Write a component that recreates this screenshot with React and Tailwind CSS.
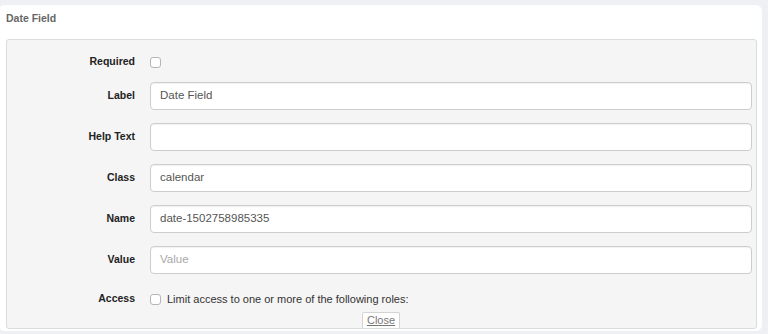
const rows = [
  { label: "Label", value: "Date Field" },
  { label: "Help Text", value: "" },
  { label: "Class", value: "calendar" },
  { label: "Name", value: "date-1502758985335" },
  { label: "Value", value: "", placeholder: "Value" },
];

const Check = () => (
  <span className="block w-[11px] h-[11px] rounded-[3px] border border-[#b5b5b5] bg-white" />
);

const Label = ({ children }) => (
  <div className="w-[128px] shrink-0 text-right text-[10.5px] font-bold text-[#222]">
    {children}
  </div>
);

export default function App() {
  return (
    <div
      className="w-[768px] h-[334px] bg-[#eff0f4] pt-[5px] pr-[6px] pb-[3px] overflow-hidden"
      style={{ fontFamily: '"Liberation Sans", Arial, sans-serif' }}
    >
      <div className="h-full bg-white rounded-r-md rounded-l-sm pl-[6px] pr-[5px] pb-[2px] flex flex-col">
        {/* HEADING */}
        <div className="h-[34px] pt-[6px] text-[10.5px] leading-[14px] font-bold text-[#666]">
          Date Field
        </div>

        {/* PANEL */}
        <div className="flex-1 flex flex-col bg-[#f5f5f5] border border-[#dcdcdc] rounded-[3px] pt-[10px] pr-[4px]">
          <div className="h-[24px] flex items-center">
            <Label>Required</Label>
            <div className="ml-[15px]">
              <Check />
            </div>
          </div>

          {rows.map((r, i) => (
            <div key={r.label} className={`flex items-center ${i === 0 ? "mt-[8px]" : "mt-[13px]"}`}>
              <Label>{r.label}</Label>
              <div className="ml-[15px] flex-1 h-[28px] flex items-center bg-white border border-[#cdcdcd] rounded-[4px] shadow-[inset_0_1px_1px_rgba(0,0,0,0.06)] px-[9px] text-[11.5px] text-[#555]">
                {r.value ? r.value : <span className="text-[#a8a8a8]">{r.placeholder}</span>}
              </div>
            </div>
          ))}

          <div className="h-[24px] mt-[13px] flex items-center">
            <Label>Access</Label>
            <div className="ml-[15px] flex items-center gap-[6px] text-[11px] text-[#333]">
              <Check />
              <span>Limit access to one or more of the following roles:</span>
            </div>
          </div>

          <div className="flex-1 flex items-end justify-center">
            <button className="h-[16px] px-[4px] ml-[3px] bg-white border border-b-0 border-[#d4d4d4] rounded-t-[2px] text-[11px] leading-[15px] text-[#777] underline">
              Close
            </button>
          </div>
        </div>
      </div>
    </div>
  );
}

> _STATED GOAL_
Go through the listing above and quote it exactly, apart from its images.

> _COMPLETE RESPONSE_
Write a component that recreates this screenshot with React and Tailwind CSS.
const rows = [
  { label: "Label", value: "Date Field" },
  { label: "Help Text", value: "" },
  { label: "Class", value: "calendar" },
  { label: "Name", value: "date-1502758985335" },
  { label: "Value", value: "", placeholder: "Value" },
];

const Check = () => (
  <span className="block w-[11px] h-[11px] rounded-[3px] border border-[#b5b5b5] bg-white" />
);

const Label = ({ children }) => (
  <div className="w-[128px] shrink-0 text-right text-[10.5px] font-bold text-[#222]">
    {children}
  </div>
);

export default function App() {
  return (
    <div
      className="w-[768px] h-[334px] bg-[#eff0f4] pt-[5px] pr-[6px] pb-[3px] overflow-hidden"
      style={{ fontFamily: '"Liberation Sans", Arial, sans-serif' }}
    >
      <div className="h-full bg-white rounded-r-md rounded-l-sm pl-[6px] pr-[5px] pb-[2px] flex flex-col">
        {/* HEADING */}
        <div className="h-[34px] pt-[6px] text-[10.5px] leading-[14px] font-bold text-[#666]">
          Date Field
        </div>

        {/* PANEL */}
        <div className="flex-1 flex flex-col bg-[#f5f5f5] border border-[#dcdcdc] rounded-[3px] pt-[10px] pr-[4px]">
          <div className="h-[24px] flex items-center">
            <Label>Required</Label>
            <div className="ml-[15px]">
              <Check />
            </div>
          </div>

          {rows.map((r, i) => (
            <div key={r.label} className={`flex items-center ${i === 0 ? "mt-[8px]" : "mt-[13px]"}`}>
              <Label>{r.label}</Label>
              <div className="ml-[15px] flex-1 h-[28px] flex items-center bg-white border border-[#cdcdcd] rounded-[4px] shadow-[inset_0_1px_1px_rgba(0,0,0,0.06)] px-[9px] text-[11.5px] text-[#555]">
                {r.value ? r.value : <span className="text-[#a8a8a8]">{r.placeholder}</span>}
              </div>
            </div>
          ))}

          <div className="h-[24px] mt-[13px] flex items-center">
            <Label>Access</Label>
            <div className="ml-[15px] flex items-center gap-[6px] text-[11px] text-[#333]">
              <Check />
              <span>Limit access to one or more of the following roles:</span>
            </div>
          </div>

          <div className="flex-1 flex items-end justify-center">
            <button className="h-[16px] px-[4px] ml-[3px] bg-white border border-b-0 border-[#d4d4d4] rounded-t-[2px] text-[11px] leading-[15px] text-[#777] underline">
              Close
            </button>
          </div>
        </div>
      </div>
    </div>
  );
}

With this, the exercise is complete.